INSTRUCTIONS FOR THE TASK: Quote the data exactly, first line to the line containing "text-[10.5px] text-[#1f1fa6] underline", with no pictures.

-- Begin SOURCE EXCERPT --

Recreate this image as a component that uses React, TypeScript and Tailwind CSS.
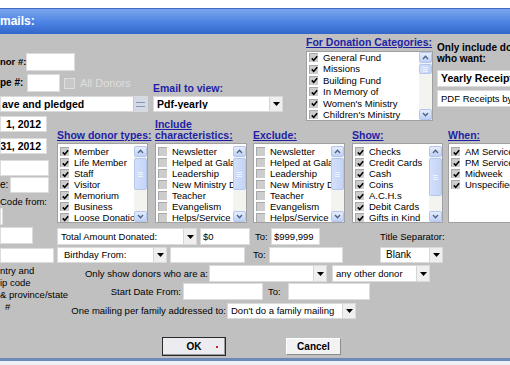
import React from "react";

const link = "font-bold text-[10.5px] text-[#1f1fa6] underline leading-[11px]";

const Check = () => (
  <svg width="7" height="7" viewBox="0 0 7 7">
    <path d="M0.8 3.4 L2.7 5.4 L6.2 1.2" fill="none" stroke="#000" strokeWidth="1.6" />
  </svg>
);

const Box = ({ checked }: { checked: boolean }) => (
  <span className="w-[9px] h-[9px] shrink-0 bg-[#cdcdcd] border-t border-l border-[#a8a8a8] flex items-center justify-center">
    {checked && <Check />}
  </span>
);

const Arrow = ({ up }: { up?: boolean }) => (
  <div className="h-[11px] shrink-0 rounded-[2px] border border-[#b4c6ee] bg-gradient-to-b from-[#e6eefd] to-[#c0d1f6] flex items-center justify-center">
    <svg width="7" height="5" viewBox="0 0 7 5">
      <path d={up ? "M1 4 L3.5 1.3 L6 4" : "M1 1 L3.5 3.7 L6 1"} fill="none" stroke="#4d6185" strokeWidth="1.4" />
    </svg>
  </div>
);

const ScrollBar = ({ thumb }: { thumb: string }) => (
  <div className="w-[13px] shrink-0 bg-[#f3f3ef] flex flex-col">
    <Arrow up />
    <div className={`${thumb} shrink-0 mt-[1px] rounded-[2px] border border-[#b4c6ee] bg-gradient-to-r from-[#d3e0fb] to-[#c4d4f7] flex flex-col items-center justify-center gap-[1px]`}>
      <div className="w-[5px] h-[1px] bg-[#eef3fe]" />
      <div className="w-[5px] h-[1px] bg-[#eef3fe]" />
      <div className="w-[5px] h-[1px] bg-[#eef3fe]" />
    </div>
    <div className="flex-1" />
    <Arrow />
  </div>
);

const ListBox = ({
  items,
  checked,
  className,
  row,
  thumb,
}: {
  items: string[];
  checked: boolean;
  className: string;
  row: string;
  thumb?: string;
}) => (
  <div className={`bg-white border border-[#a0a0a0] flex ${className}`}>
    <div className="flex-1 min-w-0 overflow-hidden pl-[2px]">
      {items.map((item) => (
        <div key={item} className={`flex items-center gap-[5px] whitespace-nowrap ${row}`}>
          <Box checked={checked} />
          <span>{item}</span>
        </div>
      ))}
    </div>
    {thumb && <ScrollBar thumb={thumb} />}
  </div>
);

const DownBtn = () => (
  <span className="w-[13px] h-full shrink-0 bg-[#efefef] border-l border-[#d6d6d6] flex items-center justify-center">
    <svg width="7" height="4" viewBox="0 0 7 4">
      <path d="M0 0 H7 L3.5 4 Z" fill="#000" />
    </svg>
  </span>
);

const Select = ({ text, className, bold }: { text: string; className: string; bold?: boolean }) => (
  <div className={`bg-white border border-[#dadada] flex items-center shrink-0 ${className}`}>
    <span className={`flex-1 min-w-0 overflow-hidden whitespace-nowrap pl-[3px] ${bold ? "font-bold text-[10.5px]" : ""}`}>
      {text}
    </span>
    <DownBtn />
  </div>
);

const Input = ({ className, children }: { className: string; children?: React.ReactNode }) => (
  <div className={`bg-white border border-[#dcdcdc] shrink-0 flex items-center overflow-hidden whitespace-nowrap ${className}`}>
    {children}
  </div>
);

const donation = ["General Fund", "Missions", "Building Fund", "In Memory of", "Women's Ministry", "Children's Ministry"];
const donorTypes = ["Member", "Life Member", "Staff", "Visitor", "Memorium", "Business", "Loose Donation"];
const characteristics = ["Newsletter", "Helped at Gala", "Leadership", "New Ministry Day", "Teacher", "Evangelism", "Helps/Service"];
const show = ["Checks", "Credit Cards", "Cash", "Coins", "A.C.H.s", "Debit Cards", "Gifts in Kind"];
const when = ["AM Service", "PM Service", "Midweek", "Unspecified"];

export default function App() {
  return (
    <div className="w-[510px] h-[365px] overflow-hidden bg-[#c0c0c0] flex flex-col font-['Liberation_Sans',Arial,sans-serif] text-[9.5px] text-black leading-none">
      <div className="h-[8px] bg-white shrink-0" />
      <div className="h-[26px] shrink-0 border-t border-[#3d6cc6] bg-gradient-to-b from-[#7aa5ee] via-[#4f86e4] to-[#3366cc] flex items-center pb-[1px] text-white font-bold text-[12px]">
        mails:
      </div>

      <div className="flex-1 flex flex-col">
        {/* top row */}
        <div className="flex h-[80px] shrink-0">
          <div className="w-[150px] shrink-0 pt-[19px] flex flex-col">
            <div className="flex items-center h-[18px]">
              <span className="w-[26px] font-bold text-[9.5px] whitespace-nowrap">nor #:</span>
              <Input className="w-[49px] h-[18px]" />
            </div>
            <div className="flex items-center h-[18px] mt-[3px]">
              <span className="w-[27px] font-bold text-[10px] whitespace-nowrap">pe #:</span>
              <Input className="w-[33px] h-[18px]" />
              <span className="ml-[4px] w-[11px] h-[11px] bg-[#c8c8c8] border border-[#dedede]" />
              <span className="ml-[5px] text-[11px] text-[#dedede] whitespace-nowrap">All Donors</span>
            </div>
            <div className="mt-[4px] w-[148px] h-[16px] bg-white border border-[#dadada] flex items-center">
              <span className="flex-1 font-bold text-[10.5px] pl-[1px] whitespace-nowrap">ave and pledged</span>
              <span className="w-[14px] h-full bg-[#d3dae6] border-l border-[#bcc5d6] flex flex-col items-center justify-center gap-[3px]">
                <span className="w-[9px] h-[1px] bg-[#8a96ad]" />
                <span className="w-[9px] h-[1px] bg-[#8a96ad]" />
              </span>
            </div>
          </div>

          <div className="w-[130px] shrink-0 ml-[3px] pt-[49px] flex flex-col">
            <span className="font-bold text-[10.5px] text-[#1f1fa6] h-[11px]">Email to view:</span>
            <Select text="Pdf-yearly" bold className="mt-[2px] w-[130px] h-[16px]" />
          </div>

          <div className="w-[127px] shrink-0 ml-[23px] pt-[3px] flex flex-col">
            <span className={link}>For Donation Categories:</span>
            <ListBox items={donation} checked className="mt-[3px] w-[127px] h-[70px]" row="h-[11.4px]" thumb="h-[10px]" />
          </div>

          <div className="w-[110px] shrink-0 ml-[4px] pt-[8px] flex flex-col font-bold text-[10px] leading-[11px]">
            <span className="whitespace-nowrap">Only include donors</span>
            <span>who want:</span>
            <Select text="Yearly Receipts" bold className="mt-[6px] w-[110px] h-[17px]" />
            <Input className="mt-[3px] w-[110px] h-[17px] font-normal text-[9.5px] pl-[3px]">PDF Receipts by email</Input>
          </div>
        </div>

        {/* main row */}
        <div className="flex flex-1">
          <div className="w-[57px] shrink-0 flex flex-col">
            <Input className="mt-[2px] w-[47px] h-[16px] justify-end pr-[5px] font-bold text-[10.5px]">1, 2012</Input>
            <Input className="mt-[6px] w-[47px] h-[16px] justify-end pr-[5px] font-bold text-[10.5px]">31, 2012</Input>
            <Input className="mt-[6px] w-[49px] h-[16px]" />
            <div className="flex items-center mt-[1px] h-[16px]">
              <span className="w-[10px] text-[10px]">e:</span>
              <Input className="w-[39px] h-[16px]" />
            </div>
            <span className="mt-[4px] h-[10px] text-[9.5px] whitespace-nowrap">Code from:</span>
            <Input className="mt-[1px] w-[3px] h-[17px]" />
            <Input className="mt-[2px] w-[33px] h-[17px]" />
            <Input className="mt-[4px] w-[54px] h-[15px]" />
            <div className="mt-[2px] flex flex-col leading-[12px] whitespace-nowrap text-[9.5px]">
              <span>ntry and</span>
              <span>ip code</span>
              <span>&amp; province/state</span>
              <span className="pl-[5px]">#</span>
            </div>
          </div>

          <div className="flex-1 flex flex-col">
            <div className="flex h-[29px] items-end pb-[2px]">
              <span className={`${link} w-[98px] shrink-0`}>Show donor types:</span>
              <span className={`${link} w-[98px] shrink-0 flex flex-col`}>
                <span>Include </span>
                <span>characteristics:</span>
              </span>
              <span className={`${link} w-[99px] shrink-0`}>Exclude:</span>
              <span className={`${link} w-[96px] shrink-0`}>Show:</span>
              <span className={`${link} shrink-0`}>When:</span>
            </div>
            <div className="flex">
              <ListBox items={donorTypes} checked className="w-[91px] h-[80px] shrink-0 pt-[2px]" row="h-[11px]" thumb="h-[32px]" />
              <ListBox items={characteristics} checked={false} className="ml-[7px] w-[92px] h-[80px] shrink-0 pt-[2px]" row="h-[11px]" thumb="h-[32px]" />
              <ListBox items={characteristics} checked={false} className="ml-[6px] w-[92px] h-[80px] shrink-0 pt-[2px]" row="h-[11px]" thumb="h-[32px]" />
              <ListBox items={show} checked className="ml-[7px] w-[91px] h-[80px] shrink-0 pt-[2px]" row="h-[11px]" thumb="h-[38px]" />
              <ListBox items={when} checked className="ml-[5px] w-[80px] h-[80px] shrink-0 pt-[2px]" row="h-[11px]" />
            </div>

            <div className="flex mt-[5px]">
              <div className="w-[286px] shrink-0 flex flex-col">
                <div className="flex items-center h-[17px]">
                  <Select text="Total Amount Donated:" className="w-[140px] h-[17px]" />
                  <Input className="ml-[3px] w-[50px] h-[17px] pl-[2px]">$0</Input>
                  <span className="ml-[5px] w-[16px]">To:</span>
                  <Input className="w-[49px] h-[17px] pl-[2px]">$999,999</Input>
                </div>
                <div className="flex items-center h-[16px] mt-[2px]">
                  <Select text="Birthday From:" className="w-[110px] h-[16px] pl-[3px]" />
                  <Input className="ml-[3px] w-[75px] h-[16px]" />
                  <span className="ml-[8px] w-[16px]">To:</span>
                  <Input className="w-[74px] h-[16px]" />
                </div>
              </div>
              <div className="ml-[37px] flex flex-col">
                <span className="mt-[4px] h-[10px] whitespace-nowrap">Title Separator:</span>
                <Select text="Blank" className="mt-[5px] w-[63px] h-[16px] text-[10px] pl-[2px]" />
              </div>
            </div>

            <div className="flex items-center h-[17px] mt-[2px]">
              <span className="w-[152px] shrink-0 text-right pr-[1px]">Only show donors who are a:</span>
              <Select text="" className="w-[118px] h-[17px]" />
              <Select text="any other donor" className="ml-[5px] w-[98px] h-[17px]" />
            </div>
            <div className="flex items-center h-[17px] mt-[1px]">
              <span className="w-[126px] shrink-0 text-right pr-[2px]">Start Date From:</span>
              <Input className="w-[80px] h-[17px]" />
              <span className="ml-[5px] w-[20px]">To:</span>
              <Input className="w-[82px] h-[17px]" />
            </div>
            <div className="flex items-center h-[16px] mt-[3px]">
              <span className="w-[170px] shrink-0 text-right pr-[1px]">One mailing per family addressed to:</span>
              <Select text="Don't do a family mailing" className="w-[129px] h-[16px]" />
            </div>

            <div className="flex items-start mt-[18px]">
              <button className="ml-[105px] w-[64px] h-[19px] border border-[#2a2a2a] bg-[#ececf0] shadow-[inset_-1px_-1px_0_#9a9a9a] flex items-center justify-center font-bold text-[10px] relative">
                OK
                <span className="absolute right-[7px] top-[8px] w-[2px] h-[2px] bg-[#d02020]" />
              </button>
              <button className="ml-[60px] mt-[1px] w-[54px] h-[16px] bg-[#f2f2f2] border-t border-l border-[#ffffff] shadow-[1px_1px_0_#8c8c8c] flex items-center justify-center font-bold text-[10px]">
                Cancel
              </button>
            </div>
          </div>
        </div>
      </div>

      <div className="h-[3px] shrink-0 bg-[#6d8ab9]" />
      <div className="h-[4px] shrink-0 bg-[#edf1f7]" />
    </div>
  );
}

-- End SOURCE EXCERPT --

EXERCISE SOLUTION:
Recreate this image as a component that uses React, TypeScript and Tailwind CSS.
import React from "react";

const link = "font-bold text-[10.5px] text-[#1f1fa6] underline leading-[11px]";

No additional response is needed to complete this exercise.